By Bridget McCrea
If you’re not visiting your customers on a regular basis, or at least picking up the phone to check in, then you may be missing out on a big chunk of repeat business.
Now that your customers can click, tap, and swipe their way through the buying journey, the personal touch is quickly disappearing and being replaced by real-time, 24/7, digital communications. According to a recent IDC study, Thriving in the Digital Economy: How small and midsize enterprises are adapting to digital transformation, 41.8% of companies believe that the next generation of corporate employees won’t have the same kind of relationships with customers as experienced in the past and 38.7% say employees are no longer as personally connected to customers.
“With the widespread adoption of social media, Internet search, and e-commerce, consumers have so much more access to information and buying options,” writes SAP’s Johann Wrede in Is The Personal Touch Possible In The Digital Economy? “Sometimes people want to use their phone to search the web or get on social media – and other times, they want to talk to someone or even look them in the eye as they shake hands. Either way, it’s up to the company to dial up or dial down the intimacy of the experience to suit the individual’s needs and preferences.”
And while automation may replace many routine tasks—and while customers are increasingly willing to buy direct with or without the aid of a salesperson—the human touch is still critical, Hearsay Social’s Clara Shih writes in How Traditional Salespeople Can Stay Relevant In The Age Of Automation.“Consider your own frustration when you call a service provider—hoping to have your unique question or problem addressed—and can’t get through to a live person.”
“The key point is this: customers—even big business customers—are still people, and people like to do business with other people,” Shih continues. “This is especially true in B2B sales where products and services can be costly and complex. Often, decision makers need answers to questions that are not always anticipated in datasheets, brochures, and videos—with the level of specificity only a one-to-one interaction can provide.”
More Check-ins, Please
Dave Gilson, owner of Terabyte Technologies, Inc., in Aloha, Ore., is one electrician who would like to see more salespeople calling on his company and in some cases, simply returning “live” phone calls (versus just using email or other digital means).
“I deal with a few major suppliers around here and they’ve definitely lost that touch,” Gilson points out. “They used to call me at least once or twice a year to check on us and see how things were going. That’s dropped off; I don’t even hear from them anymore.”
Now, if hearing electrical contractors complain that they’re not getting the same level of attention that they used to get from their distributors isn’t enough to make you sit up and take notice, consider these sobering statistics:
- It is six to seven times more expensive to acquire a new customer than to keep an existing client.

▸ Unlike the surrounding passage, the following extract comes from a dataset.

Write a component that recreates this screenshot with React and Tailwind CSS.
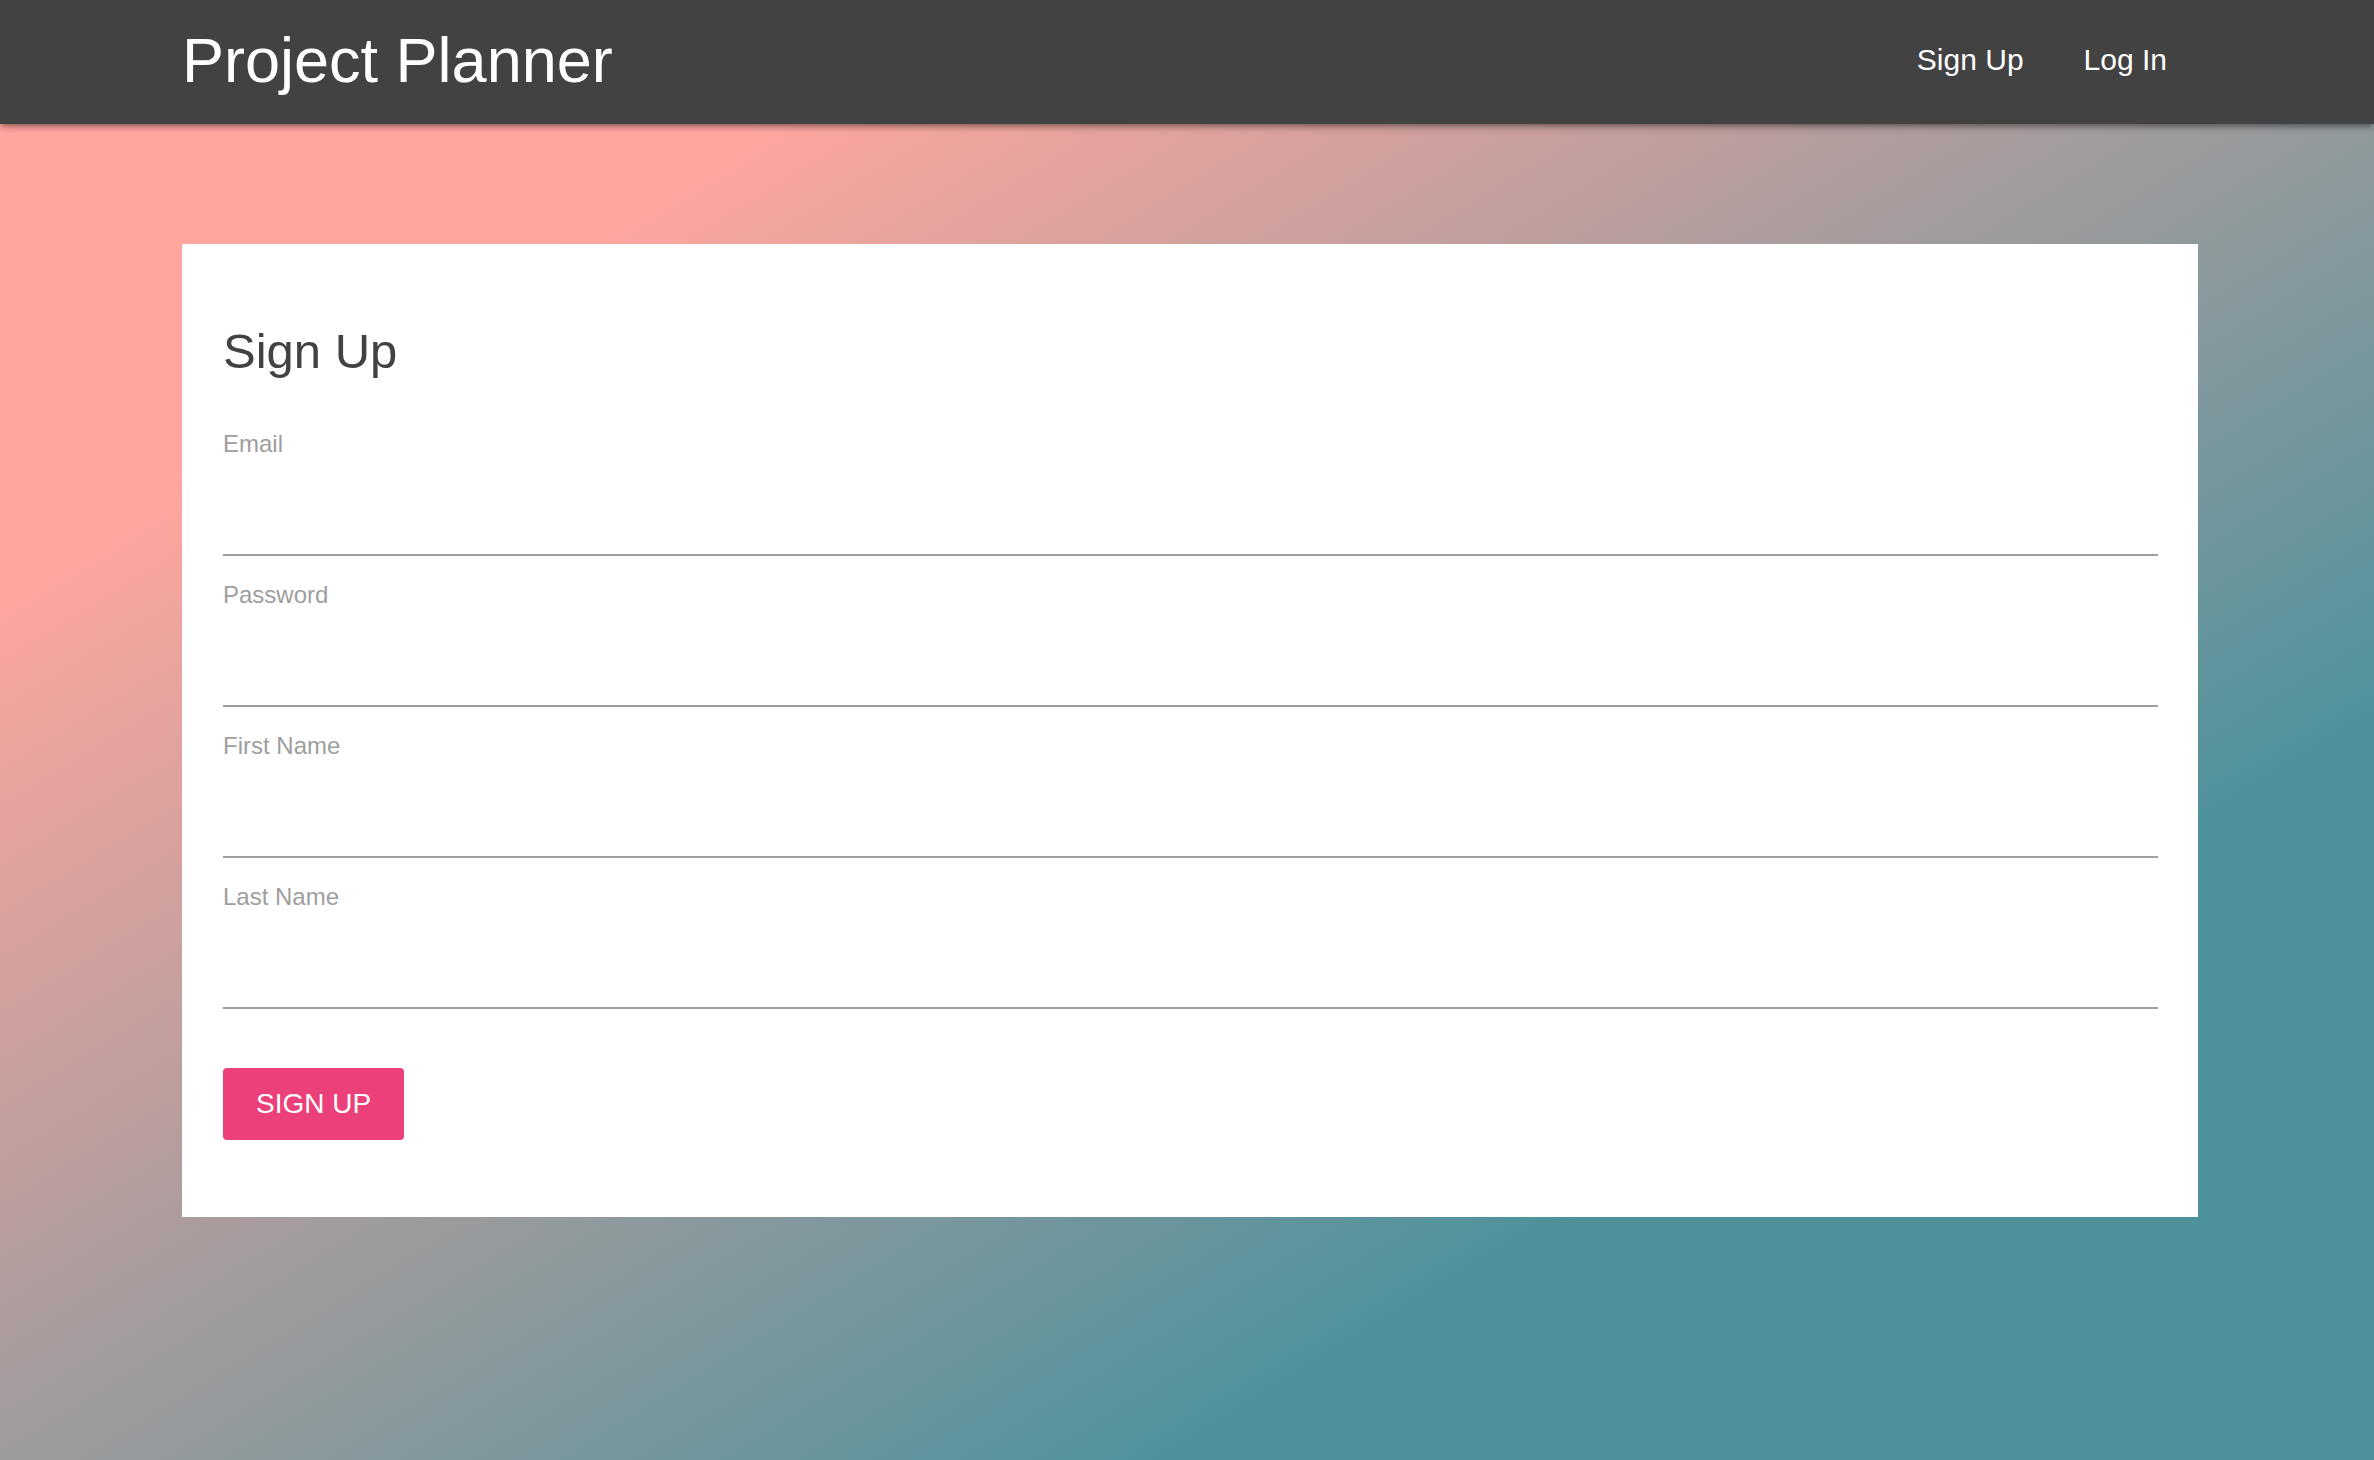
import { useState } from "react";

const fields = [
  { id: "email", label: "Email", type: "email" },
  { id: "password", label: "Password", type: "password" },
  { id: "firstName", label: "First Name", type: "text" },
  { id: "lastName", label: "Last Name", type: "text" },
];

export default function App() {
  const [user, setUser] = useState({});

  const handleChange = (event) => {
    const newUser = { ...user };
    newUser[event.target.id] = event.target.value;
    setUser(newUser);
  };

  const handleSubmit = (event) => {
    event.preventDefault();
  };

  return (
    <div
      className="min-h-screen font-['Liberation_Sans',Arial,sans-serif] bg-[linear-gradient(to_bottom_right,#ffa69e_20%,#4e929c_75%)]"
    >
      <nav className="relative z-10 h-[124px] bg-[#424242] shadow-[0_4px_4px_rgba(0,0,0,0.14),0_6px_2px_-4px_rgba(0,0,0,0.12),0_2px_10px_rgba(0,0,0,0.2)]">
        <div className="flex h-full items-center justify-between pl-[182px] pr-[177px] pb-[4px]">
          <a href="#" className="text-[63px] leading-[124px] text-white">
            Project Planner
          </a>
          <ul className="flex">
            <li>
              <a href="#" className="block px-[30px] text-[30px] leading-[124px] text-white">
                Sign Up
              </a>
            </li>
            <li>
              <a href="#" className="block px-[30px] text-[30px] leading-[124px] text-white">
                Log In
              </a>
            </li>
          </ul>
        </div>
      </nav>

      <main className="pl-[182px] pr-[176px] pt-[120px] pb-[100px]">
        <form
          onSubmit={handleSubmit}
          className="bg-white pl-[41px] pr-[40px] pt-[80px] pb-[77px]"
        >
          <h2 className="text-[49px] leading-[54px] text-[#424242]">Sign Up</h2>
          <div className="mt-[54px] flex flex-col gap-[27px]">
            {fields.map((f) => (
              <div key={f.id} className="flex flex-col">
                <label htmlFor={f.id} className="text-[24px] leading-[24px] text-[#9e9e9e]">
                  {f.label}
                </label>
                <input
                  id={f.id}
                  type={f.type}
                  onChange={handleChange}
                  className="h-[100px] w-full border-b-2 border-[#9e9e9e] bg-transparent text-[30px] text-[#424242] outline-none"
                />
              </div>
            ))}
          </div>
          <button
            type="submit"
            className="mt-[59px] h-[72px] rounded-[4px] bg-[#ec407a] px-[33px] text-[28px] uppercase text-white"
          >
            Sign Up
          </button>
        </form>
      </main>
    </div>
  );
}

- 9.5 minutes are spent on average trying to reach a human when trapped in an automated phone system
- 61% of consumers take their business to a competitor when they end a business relationship
- Globally, the average value of a lost customer is $243
- Companies focus on acquisition more than customer retention, even though it can cost seven times more to acquire new customers
- 63% of marketers feel that new customer acquisition is the most important advertising goal
“In an era when companies see online support as a way to shield themselves from ‘costly’ interactions with their customers, it’s time to consider an entirely different approach: building human- centric customer service through great people and clever technology,” writes Kristin Smaby in Being Human is Good Business. “So, get to know your customers. Humanize them. Humanize yourself. It’s worth it.”
Being “human” and restoring the personal touch is especially worth it in the electrical distribution field, where products tend to be highly commoditized and differentiation among providers is sometimes unrecognized by busy electrical contractors working out in the field. “In any distribution business, you’re basically running a commoditized business,” says Richard Trimber a business attorney with General Counsel PC in McLean, Va., and a former COO of both a manufacturing and distribution company. “To stand out, you really have to focus on service and on creating strong bonds with your customers.”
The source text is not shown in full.